● **Your task**
Restate the listing below word for word, omitting any images.

● **Source material**
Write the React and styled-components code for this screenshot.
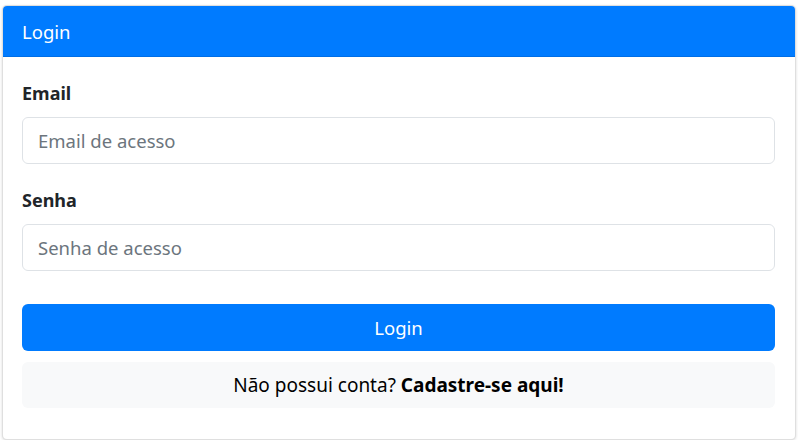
import React from 'react';
import styled, {createGlobalStyle} from 'styled-components';

const Global = createGlobalStyle`
  body {
    margin: 0;
    background: #fff;
    font-family: "Noto Sans", "Open Sans", sans-serif;
    color: #212529;
  }
  * { box-sizing: border-box; }
`

export default function App() {
    return (
        <Page>
            <Global/>
            <Card>
                <Header>Login</Header>
                <Body>
                    <Group>
                        <Label>Email</Label>
                        <Input placeholder="Email de acesso"/>
                    </Group>
                    <Group $last>
                        <Label>Senha</Label>
                        <Input type="password" placeholder="Senha de acesso"/>
                    </Group>
                    <Button>Login</Button>
                    <Footer>
                        Não possui conta? <b>Cadastre-se aqui!</b>
                    </Footer>
                </Body>
            </Card>
        </Page>
    )
}

const Page = styled.div`
  padding: 5px 2px 0 2px;
`
const Card = styled.div`
  width: 794px;
  height: 435px;
  border: 1px solid rgba(0, 0, 0, .125);
  border-radius: 5px;
  box-shadow: 0 1px 3px rgba(0, 0, 0, .15);
  overflow: hidden;
  background: #fff;
`
const Header = styled.div`
  height: 51px;
  background: #007bff;
  color: #fff;
  font-size: 18.5px;
  padding: 0 19px;
  display: flex;
  align-items: center;
  border-bottom: 1px solid #006ee6;
`
const Body = styled.div`
  padding: 20px 20px 0 19px;
  display: flex;
  flex-direction: column;
`
const Group = styled.div`
  display: flex;
  flex-direction: column;
  margin-bottom: ${props => props.$last ? '33px' : '20px'};
`
const Label = styled.label`
  font-weight: bold;
  font-size: 18px;
  height: 32px;
  margin-bottom: 8px;
  line-height: 32px;
`
const Input = styled.input`
  height: 47px;
  border: 1px solid #dee2e6;
  border-radius: 6px;
  padding: 0 15px;
  font-family: inherit;
  font-size: 18.5px;
  color: #495057;
  &::placeholder {
    color: #6c757d;
  }
  outline: none;
`
const Button = styled.button`
  height: 47px;
  border: none;
  border-radius: 6px;
  background: #007bff;
  color: #fff;
  font-family: inherit;
  font-size: 18.5px;
  margin-bottom: 11px;
`
const Footer = styled.div`
  height: 46px;
  background: #f8f9fa;
  border-radius: 6px;
  display: flex;
  align-items: center;
  justify-content: center;
  font-size: 19px;
  color: #000;
  white-space: pre;
  b { font-weight: bold; }
`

● **The reply**
Write the React and styled-components code for this screenshot.
import React from 'react';
import styled, {createGlobalStyle} from 'styled-components';

const Global = createGlobalStyle`
  body {
    margin: 0;
    background: #fff;
    font-family: "Noto Sans", "Open Sans", sans-serif;
    color: #212529;
  }
  * { box-sizing: border-box; }
`

export default function App() {
    return (
        <Page>
            <Global/>
            <Card>
                <Header>Login</Header>
                <Body>
                    <Group>
                        <Label>Email</Label>
                        <Input placeholder="Email de acesso"/>
                    </Group>
                    <Group $last>
                        <Label>Senha</Label>
                        <Input type="password" placeholder="Senha de acesso"/>
                    </Group>
                    <Button>Login</Button>
                    <Footer>
                        Não possui conta? <b>Cadastre-se aqui!</b>
                    </Footer>
                </Body>
            </Card>
        </Page>
    )
}

const Page = styled.div`
  padding: 5px 2px 0 2px;
`
const Card = styled.div`
  width: 794px;
  height: 435px;
  border: 1px solid rgba(0, 0, 0, .125);
  border-radius: 5px;
  box-shadow: 0 1px 3px rgba(0, 0, 0, .15);
  overflow: hidden;
  background: #fff;
`
const Header = styled.div`
  height: 51px;
  background: #007bff;
  color: #fff;
  font-size: 18.5px;
  padding: 0 19px;
  display: flex;
  align-items: center;
  border-bottom: 1px solid #006ee6;
`
const Body = styled.div`
  padding: 20px 20px 0 19px;
  display: flex;
  flex-direction: column;
`
const Group = styled.div`
  display: flex;
  flex-direction: column;
  margin-bottom: ${props => props.$last ? '33px' : '20px'};
`
const Label = styled.label`
  font-weight: bold;
  font-size: 18px;
  height: 32px;
  margin-bottom: 8px;
  line-height: 32px;
`
const Input = styled.input`
  height: 47px;
  border: 1px solid #dee2e6;
  border-radius: 6px;
  padding: 0 15px;
  font-family: inherit;
  font-size: 18.5px;
  color: #495057;
  &::placeholder {
    color: #6c757d;
  }
  outline: none;
`
const Button = styled.button`
  height: 47px;
  border: none;
  border-radius: 6px;
  background: #007bff;
  color: #fff;
  font-family: inherit;
  font-size: 18.5px;
  margin-bottom: 11px;
`
const Footer = styled.div`
  height: 46px;
  background: #f8f9fa;
  border-radius: 6px;
  display: flex;
  align-items: center;
  justify-content: center;
  font-size: 19px;
  color: #000;
  white-space: pre;
  b { font-weight: bold; }
`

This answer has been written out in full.